**EXERCISE DESCRIPTION**: Leave out the pictures and set down exactly the lines from the start of the listing through the one with "import React from", both included.

-- start STORED DATA --

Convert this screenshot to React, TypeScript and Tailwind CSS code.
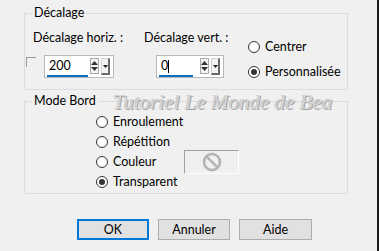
import React from "react";

function Radio({ checked }: { checked?: boolean }) {
  return (
    <span className="w-[12px] h-[12px] rounded-full border border-[#333333] bg-white flex items-center justify-center shrink-0">
      {checked && <span className="w-[6px] h-[6px] rounded-full bg-[#333333]" />}
    </span>
  );
}

function RadioRow({ label, checked }: { label: string; checked?: boolean }) {
  return (
    <div className="flex items-center gap-[5px] h-[20px]">
      <Radio checked={checked} />
      <span>{label}</span>
    </div>
  );
}

function Spin() {
  return (
    <div className="flex items-start gap-[2px] mt-[1px]">
      <div className="w-[9px] h-[16px] border border-[#a8a8a8] bg-[#f4f4f4] flex flex-col items-center justify-center gap-[2px]">
        <svg width="7" height="4" viewBox="0 0 7 4"><path d="M3.5 0 L7 4 L0 4Z" fill="#333" /></svg>
        <svg width="7" height="4" viewBox="0 0 7 4"><path d="M0 0 L7 0 L3.5 4Z" fill="#333" /></svg>
      </div>
      <div className="w-[9px] h-[17px] border-t border-l border-[#d0d0d0] border-r-2 border-b-2 border-r-[#6a6a6a] border-b-[#6a6a6a] bg-[#f4f4f4] flex items-center justify-center">
        <svg width="5" height="3" viewBox="0 0 5 3"><path d="M0 0 L5 0 L2.5 3Z" fill="#222" /></svg>
      </div>
    </div>
  );
}

function NumInput({ value, width, line, cursor }: { value: string; width: string; line: string; cursor?: boolean }) {
  return (
    <div className={`${width} h-[23px] border border-[#b8b8b8] bg-white flex items-start pl-[1px] pr-[3px] pt-[1px]`}>
      <div className="flex-1 flex flex-col h-[20px]">
        <div className="flex items-center h-[18px] pl-[3px] text-[12.5px]">
          <span>{value}</span>
          {cursor && <span className="w-[1px] h-[13px] bg-black" />}
        </div>
        <div className={`${line} h-[2px] bg-[#0a6fc2] ml-[1px]`} />
      </div>
      <Spin />
    </div>
  );
}

export default function App() {
  return (
    <div
      className="w-[379px] h-[251px] bg-[#f0f0f0] flex text-[12.5px] leading-[16px] text-black overflow-hidden"
      style={{ fontFamily: 'Lato, "Noto Sans", sans-serif' }}
    >
      <div className="flex-1 flex flex-col pl-[24px] pt-[5px] relative">
        <fieldset className="w-[324px] h-[85px] border border-[#dcdcdc]">
          <legend className="ml-[7px] px-[2px]">Décalage</legend>
          <div className="flex items-start">
            <div className="w-[119px] flex flex-col pl-[1px]">
              <span className="ml-[7px] mt-[9px]">Décalage horiz. :</span>
              <div className="flex items-start mt-[9px]">
                <span className="w-[10px] h-[10px] mt-[2px] border-t border-l border-[#9a9a9a]" />
                <div className="ml-[8px]">
                  <NumInput value="200" width="w-[70px]" line="w-[41px]" />
                </div>
              </div>
            </div>
            <div className="w-[104px] flex flex-col">
              <span className="mt-[9px]">Décalage vert. :</span>
              <div className="ml-[12px] mt-[9px]">
                <NumInput value="0" width="w-[68px]" line="w-[34px]" cursor />
              </div>
            </div>
            <div className="flex flex-col mt-[16px] gap-[5px]">
              <RadioRow label="Centrer" />
              <RadioRow label="Personnalisée" checked />
            </div>
          </div>
        </fieldset>
        <fieldset className="w-[324px] h-[101px] border border-[#dcdcdc] mt-[3px]">
          <legend className="ml-[7px] px-[2px]">Mode Bord</legend>
          <div className="flex flex-col ml-[71px] mt-[3px]">
            <RadioRow label="Enroulement" />
            <RadioRow label="Répétition" />
            <div className="flex items-center h-[20px]">
              <div className="w-[88px]">
                <RadioRow label="Couleur" />
              </div>
              <div className="w-[55px] h-[24px] shrink-0 border-t border-l border-[#a0a0a0] border-r border-b border-r-white border-b-white flex items-center justify-center">
                <svg width="20" height="20" viewBox="0 0 20 20">
                  <circle cx="10" cy="10" r="8" fill="none" stroke="#b4b4b4" strokeWidth="2.6" />
                  <path d="M4.6 4.6 L15.4 15.4" stroke="#b4b4b4" strokeWidth="2.6" />
                </svg>
              </div>
            </div>
            <RadioRow label="Transparent" checked />
          </div>
        </fieldset>
        <div
          className="absolute left-[113px] top-[92px] text-[21px] leading-[21px] italic text-[#d6d6d6] whitespace-nowrap"
          style={{ fontFamily: '"Liberation Serif", serif', textShadow: "1px 1px 0 #a4a4a4, -0.5px -0.5px 0 #bcbcbc" }}
        >
          Tutoriel Le Monde de Bea
        </div>
        <div className="flex ml-[53px] mt-[25px] gap-[9px]">
          <button className="w-[72px] h-[21px] border-2 border-[#0078d7] bg-[#e1e1e1] flex items-center justify-center">OK</button>
          <button className="w-[72px] h-[21px] border border-[#adadad] bg-[#e1e1e1] flex items-center justify-center">Annuler</button>
          <button className="w-[73px] h-[21px] border border-[#adadad] bg-[#e1e1e1] flex items-center justify-center">Aide</button>
        </div>
      </div>
      <div className="w-[2px] h-full bg-[#1c1c1c]" />
    </div>
  );
}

-- end STORED DATA --

**TASK OUTPUT**:
Convert this screenshot to React, TypeScript and Tailwind CSS code.
import React from "react";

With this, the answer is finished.